• [GIVEN REQUEST]: Your task is to locate every line holding the string "styles" and to copy each of them.
==== GIVEN INFORMATION ====
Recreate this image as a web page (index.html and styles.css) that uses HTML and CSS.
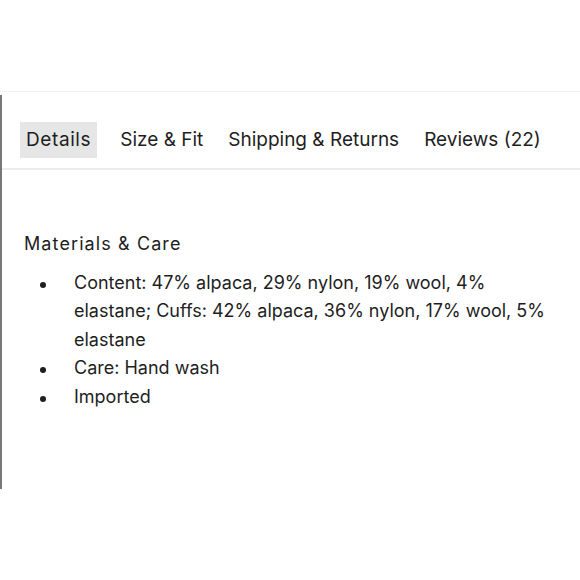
FILE: index.html
```html
<!DOCTYPE html>
<html>
<head>
<meta charset="utf-8">
<link rel="stylesheet" href="styles.css">
</head>
<body>
<div class="topline"></div>
<div class="panel">
  <nav class="tabs">
    <span class="tab active">Details</span>
    <span class="tab">Size &amp; Fit</span>
    <span class="tab">Shipping &amp; Returns</span>
    <span class="tab">Reviews (22)</span>
  </nav>
  <section class="content">
    <h2 class="heading">Materials &amp; Care</h2>
    <ul class="list">
      <li>Content: 47% alpaca, 29% nylon, 19% wool, 4% elastane; Cuffs: 42% alpaca, 36% nylon, 17% wool, 5% elastane</li>
      <li>Care: Hand wash</li>
      <li>Imported</li>
    </ul>
  </section>
</div>
</body>
</html>
```

FILE: styles.css
```css
html, body {
  margin: 0;
  padding: 0;
  background: #fff;
}
body {
  font-family: "Inter", "Noto Sans", sans-serif;
  color: #1e1e1e;
}
.topline {
  height: 91px;
  border-bottom: 1px solid #f2f2f2;
}
.panel {
  margin-top: 3px;
  height: 394px;
  border-left: 2px solid #777;
}
.tabs {
  display: flex;
  align-items: center;
  gap: 13px;
  padding: 27px 0 0 18px;
  height: 46px;
  border-bottom: 2px solid #ececec;
  font-size: 19px;
}
.tab {
  display: flex;
  align-items: center;
  height: 36px;
  padding: 0 6px;
  margin-bottom: 11px;
}
.tab.active {
  background: #e6e6e6;
  letter-spacing: 0.6px;
  margin-right: 4px;
}
.content {
  padding: 62px 25px 0 22px;
}
.heading {
  margin: 0;
  font-size: 18px;
  font-weight: 400;
  line-height: 24px;
  letter-spacing: 1.1px;
}
.list {
  list-style: none;
  margin: 13px 0 0;
  padding: 0;
  font-size: 18px;
  line-height: 28.4px;
}
.list li {
  display: flex;
}
.list li::before {
  content: "";
  flex: none;
  width: 6px;
  height: 6px;
  border-radius: 50%;
  background: #1e1e1e;
  margin: 13px 28px 0 16px;
}
```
====
• [PROBLEM SOLUTION]:
Recreate this image as a web page (index.html and styles.css) that uses HTML and CSS.
<link rel="stylesheet" href="styles.css">
FILE: styles.css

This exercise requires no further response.